Ce taux a été accueilli de manière similaire en Allemagne, un pays dont les constructeurs automobiles dépendent fortement du marché américain, expliquait l’économiste Flavien Neuvy à 42mag.fr fin mars. Le chancelier allemand, Friedrich Merz, a d’ailleurs tweeté que cet accord « évite une guerre commerciale qui aurait lourdement affecté l’économie allemande, très tournée vers l’export ».
Un soulagement relatif pour le secteur laitier français
Fortement implantés sur le marché américain, où ils exportent chaque année plus de 340 millions d’euros de produits, les industriels français du lait ne sortent cependant pas indemnes de cet accord. « Les droits excessifs de 30 % que Donald Trump menaçait d’imposer auraient provoqué un net ralentissement des exportations laitières », a rappelé François-Xavier Huard, président de la Fédération nationale de l’industrie laitière, cité par Les Echos. « Mieux vaut un accord qu’une guerre commerciale, même si globalement cette décision est plutôt défavorable aux intérêts européens », a-t-il ajouté.
« Le consommateur américain devra soit accepter des prix plus élevés, notamment sur certains produits à appellation d’origine protégée. Sinon, sur les produits d’entrée ou milieu de gamme, la concurrence d’autres pays moins taxés restera très forte », expliquait-il début avril lors d’une interview à RTL, au moment où les États-Unis avaient porté à 10 % leurs droits de douane.
L’industrie cosmétique fortement impactée
L’industrie des cosmétiques, après celle de l’aéronautique, est l’un des principaux secteurs exportant vers les États-Unis, avec près de 13 % de sa production destinée au marché américain. Toutefois, elle ne bénéficie d’aucun privilège et fait partie des plus pénalisées par ce changement de règles. « D’un côté, cet accord apporte un peu de visibilité et de soulagement », a exprimé Emmanuel Guichard, délégué général de la Fédération des entreprises de la beauté, auprès de l’AFP.

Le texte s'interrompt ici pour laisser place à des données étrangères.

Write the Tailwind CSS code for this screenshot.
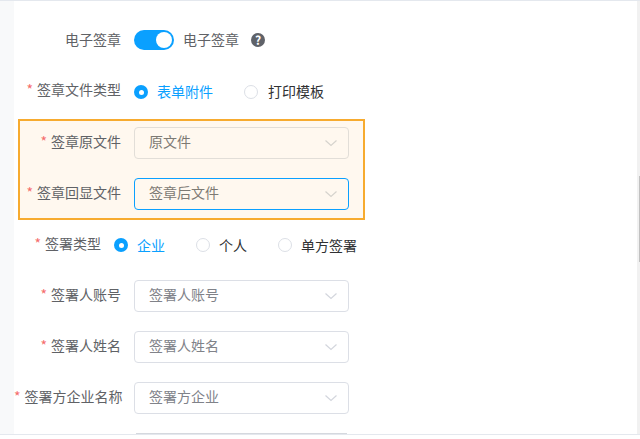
<!DOCTYPE html>
<html lang="en">
<head>
    <meta charset="UTF-8">
    <title>电子签章</title>
    <script src="https://cdn.jsdelivr.net/npm/@tailwindcss/browser@4"></script>
</head>
<body class="bg-white overflow-hidden font-['Noto_Sans_CJK_SC','Noto_Sans',sans-serif]">
<div class="w-[640px] h-[439px] overflow-hidden">
    <div class="flex h-[435px] border-t border-b border-[#e4e8ee]">
        <div class="w-[14px] shrink-0 bg-[#f8f9fa]"></div>

        <div class="flex-1 overflow-hidden pt-[28px] text-[14px] text-[#606266]">
            <!-- switch row -->
            <div class="flex items-center h-[22px]">
                <label class="w-[107px] shrink-0 text-right whitespace-nowrap pb-[2px]">电子签章</label>
                <div class="ml-[13px] w-[40px] h-[20px] rounded-full bg-[#0aa0ff] relative">
                    <span class="absolute right-[2px] top-[2px] w-[16px] h-[16px] rounded-full bg-white"></span>
                </div>
                <span class="ml-[9px] mr-[1px] pb-[2px]">电子签章</span>
                <span class="ml-[11px] w-[14px] h-[14px] rounded-full bg-[#5f6269] text-white text-[12px] font-bold flex items-center justify-center">?</span>
            </div>

            <!-- file type -->
            <div class="flex items-center h-[22px] mt-[30px]">
                <label class="w-[107px] shrink-0 text-right whitespace-nowrap pb-[6px]"><span class="text-[#f56c6c] mr-[4px]">*</span>签章文件类型</label>
                <span class="ml-[13px] w-[14px] h-[14px] rounded-full bg-[#0aa0ff] flex items-center justify-center"><span class="w-[5px] h-[5px] rounded-full bg-white"></span></span>
                <span class="ml-[9px] text-[#0aa0ff] pb-[2px]">表单附件</span>
                <span class="ml-[31px] w-[14px] h-[14px] rounded-full border border-[#dcdfe6] bg-white"></span>
                <span class="ml-[10px] text-[#303133] pb-[2px]">打印模板</span>
            </div>

            <!-- highlighted block -->
            <div class="ml-[4px] mt-[16px] w-[347px] h-[101px] border-2 border-[#f7ab2f] bg-[#fff8ef] pt-[6px]">
                <div class="flex items-center h-[32px]">
                    <label class="w-[101px] shrink-0 text-right whitespace-nowrap pb-[4px]"><span class="text-[#f56c6c] mr-[4px]">*</span>签章原文件</label>
                    <div class="ml-[13px] w-[215px] h-[32px] shrink-0 flex items-center justify-between border border-[#e2ded8] rounded-[4px] pl-[14px] pr-[10px] text-[#7d7a74]">
                        <span class="pb-[3px]">原文件</span>
                        <svg class="w-[14px] h-[14px]" viewBox="0 0 14 14" fill="none" stroke="#d6d3cd" stroke-width="1.2"><path d="M1.5 4.5 7 9.5 12.5 4.5"/></svg>
                    </div>
                </div>
                <div class="flex items-center h-[32px] mt-[19px]">
                    <label class="w-[101px] shrink-0 text-right whitespace-nowrap pb-[4px]"><span class="text-[#f56c6c] mr-[4px]">*</span>签章回显文件</label>
                    <div class="ml-[13px] w-[215px] h-[32px] shrink-0 flex items-center justify-between border border-[#0aa0ff] rounded-[4px] pl-[14px] pr-[10px] text-[#7d7a74]">
                        <span class="pb-[3px]">签章后文件</span>
                        <svg class="w-[14px] h-[14px]" viewBox="0 0 14 14" fill="none" stroke="#d6d3cd" stroke-width="1.2"><path d="M1.5 4.5 7 9.5 12.5 4.5"/></svg>
                    </div>
                </div>
            </div>

            <!-- sign type -->
            <div class="flex items-center h-[22px] mt-[14px]">
                <label class="w-[87px] shrink-0 text-right whitespace-nowrap pb-[3px]"><span class="text-[#f56c6c] mr-[4px]">*</span>签署类型</label>
                <span class="ml-[13px] w-[14px] h-[14px] rounded-full bg-[#0aa0ff] flex items-center justify-center"><span class="w-[5px] h-[5px] rounded-full bg-white"></span></span>
                <span class="ml-[9px] mr-[1px] text-[#0aa0ff]">企业</span>
                <span class="ml-[30px] w-[14px] h-[14px] rounded-full border border-[#dcdfe6] bg-white"></span>
                <span class="ml-[9px] mr-[1px] text-[#303133]">个人</span>
                <span class="ml-[30px] w-[14px] h-[14px] rounded-full border border-[#dcdfe6] bg-white"></span>
                <span class="ml-[9px] text-[#303133]">单方签署</span>
            </div>

            <!-- selects -->
            <div class="flex items-center h-[32px] mt-[24px]">
                <label class="w-[107px] shrink-0 text-right whitespace-nowrap pb-[4px]"><span class="text-[#f56c6c] mr-[4px]">*</span>签署人账号</label>
                <div class="ml-[13px] w-[215px] h-[32px] flex items-center justify-between border border-[#dcdfe6] rounded-[4px] pl-[14px] pr-[10px] text-[#808289]">
                    <span class="pb-[3px]">签署人账号</span>
                    <svg class="w-[14px] h-[14px]" viewBox="0 0 14 14" fill="none" stroke="#d3d6dd" stroke-width="1.2"><path d="M1.5 4.5 7 9.5 12.5 4.5"/></svg>
                </div>
            </div>
            <div class="flex items-center h-[32px] mt-[19px]">
                <label class="w-[107px] shrink-0 text-right whitespace-nowrap pb-[4px]"><span class="text-[#f56c6c] mr-[4px]">*</span>签署人姓名</label>
                <div class="ml-[13px] w-[215px] h-[32px] flex items-center justify-between border border-[#dcdfe6] rounded-[4px] pl-[14px] pr-[10px] text-[#808289]">
                    <span class="pb-[3px]">签署人姓名</span>
                    <svg class="w-[14px] h-[14px]" viewBox="0 0 14 14" fill="none" stroke="#d3d6dd" stroke-width="1.2"><path d="M1.5 4.5 7 9.5 12.5 4.5"/></svg>
                </div>
            </div>
            <div class="flex items-center h-[32px] mt-[19px]">
                <label class="w-[107px] shrink-0 text-right whitespace-nowrap pb-[4px]"><span class="text-[#f56c6c] mr-[4px]">*</span>签署方企业名称</label>
                <div class="ml-[13px] w-[215px] h-[32px] flex items-center justify-between border border-[#dcdfe6] rounded-[4px] pl-[14px] pr-[10px] text-[#808289]">
                    <span class="pb-[3px]">签署方企业</span>
                    <svg class="w-[14px] h-[14px]" viewBox="0 0 14 14" fill="none" stroke="#d3d6dd" stroke-width="1.2"><path d="M1.5 4.5 7 9.5 12.5 4.5"/></svg>
                </div>
            </div>
            <!-- next row, cut off at the bottom -->
            <div class="ml-[122px] mt-[19px] w-[211px] h-[32px] border-t border-[#d5d8de]"></div>
        </div>

        <div class="w-[3px] shrink-0 bg-[#f1f1f1] relative">
            <div class="absolute right-0 top-[175px] w-[1px] h-[86px] bg-[#c1c1c1]"></div>
        </div>
    </div>
</div>
</body>
</html>
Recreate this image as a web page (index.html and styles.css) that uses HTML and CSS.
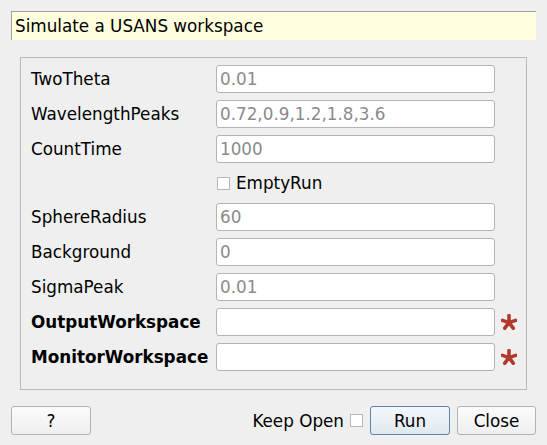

Mais en même temps, « on passe d’une absence de droits de douane en début d’année à un taux de 15 % désormais », a-t-il souligné, rappelant que le marché américain représente 3 milliards d’euros par an pour cette filière. Puisque les coûts douaniers sont généralement répercutés sur le prix final, cela risque d’entraîner une hausse des tarifs des produits européens, les rendant moins compétitifs face à leurs concurrents. Rien qu’en France, cette perspective menace directement 5 000 emplois, prédit Emmanuel Guichard.
Une alerte lancée par les PME
La Confédération des petites et moyennes entreprises (CPME) tire la sonnette d’alarme quant aux conséquences de ce pacte annoncé dimanche. Selon elle, les retombées seront « très néfastes pour l’économie française et auront des effets désastreux pour des milliers de PME ». Dans un communiqué, cette seconde organisation patronale du pays décrit l’accord comme étant « une illusion, une fausse bonne nouvelle » et juge que « le coût à payer pour éviter un conflit commercial avec les États-Unis dépasse largement ce qui est raisonnable ».
En combinant ces droits de douane avec la dépréciation du dollar par rapport à l’euro, l’accès au marché américain deviendra « plus coûteux et plus difficile pour les entreprises françaises », souligne la CPME. Ces complications se feront particulièrement ressentir « pour les PME, qui, contrairement à certains grands groupes, ne disposent pas de la capacité de négocier des ‘accords de prix minimum’ avec les autorités américaines », précise l’organisation.